Restate, exactly and without pictures, the lines from the start of the listing below through the line holding "import React from".

+++

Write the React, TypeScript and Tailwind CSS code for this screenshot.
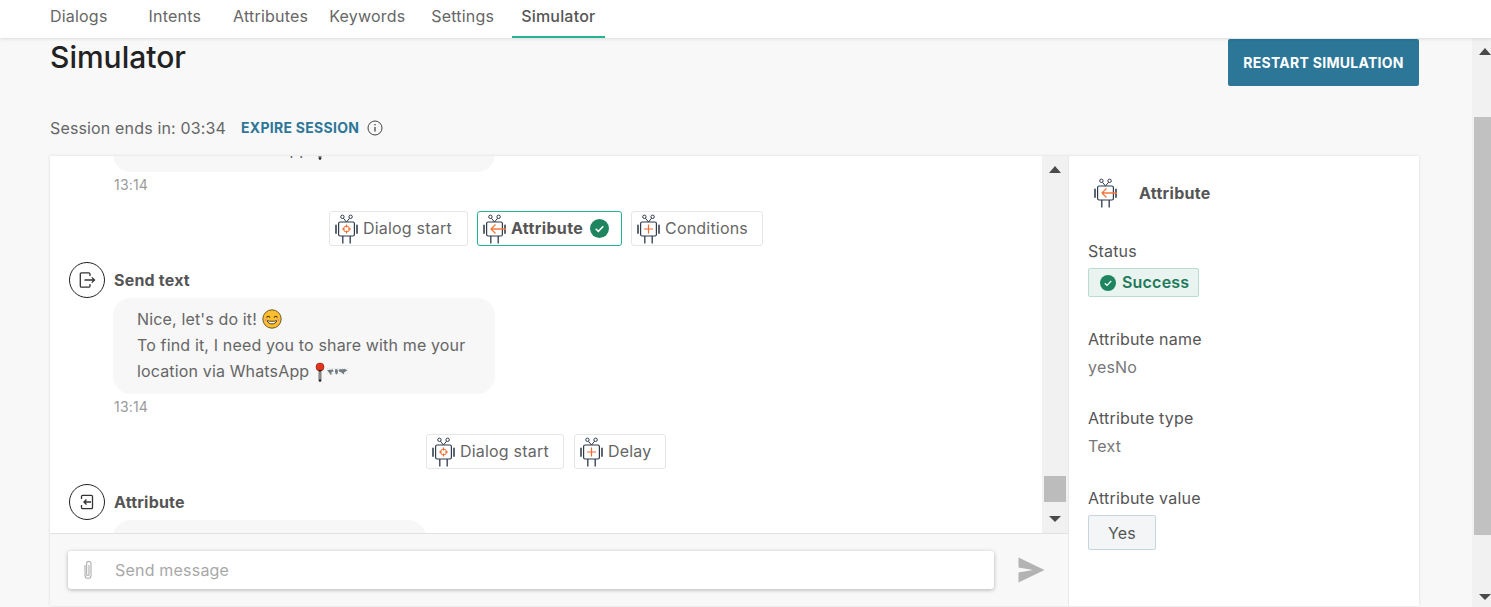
import React from "react";

const Robot = ({ kind, className = "" }: { kind: "target" | "arrow" | "plus"; className?: string }) => (
  <svg viewBox="0 0 26 30" width="26" height="30" fill="none" className={`shrink-0 ${className}`}>
    <circle cx="9.4" cy="2.8" r="1.7" stroke="#2f3b4c" strokeWidth="1" />
    <circle cx="17.6" cy="2.8" r="1.7" stroke="#2f3b4c" strokeWidth="1" />
    <path d="M10.4 4.2L13.5 8L16.6 4.2" stroke="#2f3b4c" strokeWidth="1" />
    <rect x="5.6" y="8" width="15.8" height="14" rx="1.5" fill="#fff" stroke="#2f3b4c" strokeWidth="1.2" />
    <path d="M3 11.5V19M24 11.5V19" stroke="#5d6673" strokeWidth="2" strokeLinecap="round" />
    <path d="M9.8 22V29.5M17.2 22V29.5" stroke="#2f3b4c" strokeWidth="1.3" />
    {kind === "target" && (
      <g stroke="#f26b2a" strokeWidth="1">
        <circle cx="13.5" cy="15" r="3" />
        <path d="M13.5 10.5V13.5M13.5 16.5V19.5M9 15H12M15 15H18" />
      </g>
    )}
    {kind === "plus" && <path d="M13.5 10.5V19.5M9 15H18" stroke="#f26b2a" strokeWidth="1.2" />}
    {kind === "arrow" && <path d="M25 15H10M14.5 10.5L10 15L14.5 19.5" stroke="#f4793b" strokeWidth="1.3" />}
  </svg>
);

const Check = ({ size = 18 }: { size?: number }) => (
  <svg viewBox="0 0 18 18" width={size} height={size} className="shrink-0">
    <circle cx="9" cy="9" r="9" fill="#1f8561" />
    <path d="M5.4 9.3L7.9 11.7L12.6 6.8" fill="none" stroke="#fff" strokeWidth="1.4" />
  </svg>
);

const Smile = () => (
  <svg viewBox="0 0 20 20" width="20" height="20" className="inline-block align-[-4px]">
    <circle cx="10" cy="10" r="9.2" fill="#fbbf2e" stroke="#4a3a16" strokeWidth="0.8" />
    <path d="M4.5 8.5C5.5 6.8 7 6.8 8 8.5M12 8.5C13 6.8 14.5 6.8 15.5 8.5" fill="none" stroke="#3c2c10" strokeWidth="1.1" />
    <path d="M5 11.5C6.5 16 13.5 16 15 11.5C12 12.6 8 12.6 5 11.5Z" fill="#fff" stroke="#3c2c10" strokeWidth="0.9" />
    <circle cx="4" cy="11" r="1.5" fill="#f6a07a" />
    <circle cx="16" cy="11" r="1.5" fill="#f6a07a" />
  </svg>
);

const Pin = () => (
  <svg viewBox="0 0 34 20" width="34" height="20" className="inline-block align-[-5px]">
    <circle cx="6" cy="5" r="4" fill="#e8341c" stroke="#7a1a10" strokeWidth="0.6" />
    <path d="M6 9V18.5" stroke="#222" strokeWidth="2.6" strokeLinecap="round" />
    <path d="M6 9.5V17.5" stroke="#eee" strokeWidth="1" />
    <path d="M13 8L19 7.5L19.5 9.5L17.5 10L17.5 12.5L16.5 13L15 10.5ZM21 7.5L23 7L24 9L23.5 12L22 12.5L21 10ZM24.5 7.5L31 7L33.5 8.5L30.5 10L29.5 12.5L27.5 10.5L25 9.5Z" fill="#6f7b80" />
    <path d="M13 6.5H34M13 11.5H34" stroke="#c4cacd" strokeWidth="0.6" strokeDasharray="1 1.5" />
  </svg>
);

const Chip = ({ kind, label, active, check, width }: { kind: "target" | "arrow" | "plus"; label: string; active?: boolean; check?: boolean; width: string }) => (
  <div
    className={`flex h-[35px] items-center rounded-[3px] border pl-[3px] ${width} ${
      active ? "border-[#25b393]" : "border-[#e6e6e6]"
    }`}
  >
    <Robot kind={kind} />
    <span className={`ml-[4px] pb-[2px] text-base ${active ? "font-bold tracking-[0.35px] text-[#555555]" : "tracking-[0.2px] text-[#666666]"}`}>{label}</span>
    {check && <span className="ml-[7px]"><Check size={19} /></span>}
  </div>
);

const Circle = ({ dir }: { dir: "out" | "in" }) => (
  <div className="flex h-[36px] w-[36px] shrink-0 items-center justify-center rounded-full border border-[#222222]">
    <svg viewBox="0 0 18 18" width="18" height="18" fill="none" stroke="#333333" strokeWidth="1.3">
      {dir === "out" ? (
        <>
          <path d="M12 5V3A1.2 1.2 0 0 0 10.8 1.8H3.5A1.2 1.2 0 0 0 2.3 3V15A1.2 1.2 0 0 0 3.5 16.2H10.8A1.2 1.2 0 0 0 12 15V13" />
          <path d="M6.5 9H16.5M13.8 6.4L16.5 9L13.8 11.6" />
        </>
      ) : (
        <>
          <path d="M3.5 6V3.5A1.2 1.2 0 0 1 4.7 2.3H13.3A1.2 1.2 0 0 1 14.5 3.5V14.5A1.2 1.2 0 0 1 13.3 15.7H4.7A1.2 1.2 0 0 1 3.5 14.5V12" />
          <path d="M13 9H6M8.5 6.5L6 9L8.5 11.5" />
        </>
      )}
    </svg>
  </div>
);

const Up = ({ className = "" }: { className?: string }) => (
  <div className={`h-0 w-0 border-x-[6px] border-b-[7px] border-x-transparent border-b-[#4a4a4a] ${className}`} />
);
const Down = ({ className = "" }: { className?: string }) => (
  <div className={`h-0 w-0 border-x-[6px] border-t-[6px] border-x-transparent border-t-[#4a4a4a] ${className}`} />
);

const Field = ({ label, value, mt }: { label: string; value: string; mt: string }) => (
  <div className={mt}>
    <div className="text-base leading-[24px] text-[#555555]">{label}</div>
    <div className="mt-[4px] text-base leading-[24px] text-[#777777]">{value}</div>
  </div>
);

export default function App() {
  return (
    <div className="flex h-[607px] w-[1491px] flex-col overflow-hidden bg-[#f8f8f8] font-['Inter',sans-serif] tracking-[0.2px]">
      <header className="z-10 flex h-[38px] shrink-0 items-stretch bg-white pl-[50px] text-base text-[#666666] shadow-[0_1px_3px_rgba(0,0,0,0.12)]">
        <span className="pt-[4px]">Dialogs</span>
        <span className="ml-[41px] pt-[4px]">Intents</span>
        <span className="ml-[32px] pt-[4px]">Attributes</span>
        <span className="ml-[21px] pt-[4px]">Keywords</span>
        <span className="ml-[26px] pt-[4px]">Settings</span>
        <span className="ml-[18px] w-[93px] border-b-2 border-[#25b393] pl-[9px] pt-[4px] font-medium text-[#555555]">Simulator</span>
      </header>

      <div className="flex min-h-0 flex-1">
        <main className="flex min-w-0 flex-1 flex-col pl-[50px] pr-[53px] pt-px">
          <div className="flex h-[47px] shrink-0 items-start justify-between">
            <h1 className="text-[30px] font-medium leading-[37px] tracking-normal text-[#222222]">Simulator</h1>
            <button className="h-[47px] w-[191px] rounded-[2px] bg-[#2c7697] text-sm font-bold tracking-[0.28px] text-white">RESTART SIMULATION</button>
          </div>

          <div className="mt-[27px] flex h-[28px] shrink-0 items-center text-base tracking-[0.15px] text-[#666666]">
            <span className="pt-px">Session ends in: 03:34</span>
            <span className="ml-[15px] pt-px text-sm font-bold tracking-[0.28px] text-[#2c7697]">EXPIRE SESSION</span>
            <svg viewBox="0 0 16 16" width="16" height="16" fill="none" stroke="#444444" strokeWidth="1" className="ml-[8px] mt-px">
              <circle cx="8" cy="8" r="7" />
              <path d="M8 7V11.5" strokeWidth="1.3" />
              <circle cx="8" cy="4.8" r="0.8" fill="#444444" stroke="none" />
            </svg>
          </div>

          <section className="mb-px mt-[15px] flex min-h-0 flex-1 bg-white shadow-[0_0_3px_rgba(0,0,0,0.12)]">
            <div className="flex w-[1019px] shrink-0 flex-col border-r border-[#e8e8e8]">
              <div className="flex min-h-0 flex-1">
                <div className="min-w-0 flex-1 overflow-hidden">
                  <div className="ml-[63px] mt-[-20px] w-[382px] rounded-b-[18px] bg-[#f7f7f7] px-[24px] pb-[10px] text-base leading-[26px] tracking-[0.15px] text-[#666666]">
                    <div>location via WhatsApp <Pin /></div>
                  </div>
                  <div className="ml-[64px] mt-[3px] h-[20px] text-sm leading-[20px] text-[#9a9a9a]">13:14</div>
                  <div className="mt-[16px] flex justify-center gap-[9px]">
                    <Chip kind="target" label="Dialog start" width="w-[139px]" />
                    <Chip kind="arrow" label="Attribute" active check width="w-[145px]" />
                    <Chip kind="plus" label="Conditions" width="w-[132px]" />
                  </div>
                  <div className="ml-[19px] mt-[16px] flex items-center gap-[9px]">
                    <Circle dir="out" />
                    <span className="text-base font-bold text-[#555555]">Send text</span>
                  </div>
                  <div className="ml-[63px] w-[382px] rounded-[18px] bg-[#f7f7f7] px-[24px] pb-[10px] pt-[8px] text-base leading-[26px] tracking-[0.15px] text-[#666666]">
                    <div>Nice, let's do it! <Smile /></div>
                    <div>To find it, I need you to share with me your</div>
                    <div>location via WhatsApp <Pin /></div>
                  </div>
                  <div className="ml-[64px] mt-[3px] h-[20px] text-sm leading-[20px] text-[#9a9a9a]">13:14</div>
                  <div className="mt-[17px] flex justify-center gap-[10px]">
                    <Chip kind="target" label="Dialog start" width="w-[138px]" />
                    <Chip kind="plus" label="Delay" width="w-[92px]" />
                  </div>
                  <div className="ml-[19px] mt-[15px] flex items-center gap-[9px]">
                    <Circle dir="in" />
                    <span className="text-base font-bold text-[#555555]">Attribute</span>
                  </div>
                  <div className="ml-[63px] h-[40px] w-[313px] rounded-[18px] bg-[#f7f7f7]" />
                </div>
                <div className="flex w-[26px] shrink-0 flex-col items-center bg-[#f1f1f1] pt-[10px]">
                  <Up />
                  <div className="mt-[303px] h-[26px] w-[22px] bg-[#bcbcbc]" />
                  <Down className="mt-[14px]" />
                </div>
              </div>
              <div className="flex h-[73px] shrink-0 items-center border-t border-[#e2e2e2] bg-[#f8f8f8] pl-[18px]">
                <div className="flex h-[38px] w-[926px] items-center rounded-[3px] bg-white pl-[12px] shadow-[0_1px_4px_rgba(0,0,0,0.28)]">
                  <svg viewBox="0 0 16 22" width="16" height="22" fill="none" stroke="#b5b5b5" strokeWidth="1.2">
                    <path d="M5 6V16.5A3 3 0 0 0 11 16.5V4.5A2.2 2.2 0 0 0 6.6 4.5V15.5A1.2 1.2 0 0 0 9 15.5V6" />
                  </svg>
                  <span className="ml-[19px] text-base text-[#a8a8a8]">Send message</span>
                </div>
                <svg viewBox="0 0 27 26" width="27" height="26" className="ml-[24px]">
                  <path d="M0.5 0.5L26.5 13L0.5 25.5V15.5L15 13L0.5 10.5Z" fill="#b3b3b3" />
                </svg>
              </div>
            </div>

            <aside className="min-w-0 flex-1 pl-[19px] pt-[22px]">
              <div className="flex h-[30px] items-center">
                <Robot kind="arrow" className="ml-[4px]" />
                <span className="ml-[21px] text-base font-bold tracking-[0.3px] text-[#555555]">Attribute</span>
              </div>
              <div className="mt-[31px] text-base leading-[24px] text-[#555555]">Status</div>
              <div className="mt-[5px] flex h-[29px] w-[111px] items-center rounded-[2px] border border-[#b9dccf] bg-[#e9f4f0] pl-[11px] text-base font-semibold text-[#1f7a5a]">
                <Check size={16} />
                <span className="ml-[6px] pb-[2px]">Success</span>
              </div>
              <Field label="Attribute name" value="yesNo" mt="mt-[30px]" />
              <Field label="Attribute type" value="Text" mt="mt-[27px]" />
              <div className="mt-[28px] text-base leading-[24px] text-[#555555]">Attribute value</div>
              <div className="mt-[5px] flex h-[35px] w-[68px] items-center justify-center rounded-[2px] border border-[#c6d6de] bg-[#f3f5f6] text-base text-[#555555]">Yes</div>
            </aside>
          </section>
        </main>

        <div className="flex w-[19px] shrink-0 flex-col bg-[#f1f1f1] pt-[10px]">
          <Up className="ml-[7px]" />
          <div className="ml-[2px] mt-[62px] h-[418px] flex-none bg-[#c1c1c1]" />
          <Down className="ml-[7px] mt-[59px]" />
        </div>
      </div>
    </div>
  );
}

+++

## [Answer for this exercise]
Write the React, TypeScript and Tailwind CSS code for this screenshot.
import React from "react";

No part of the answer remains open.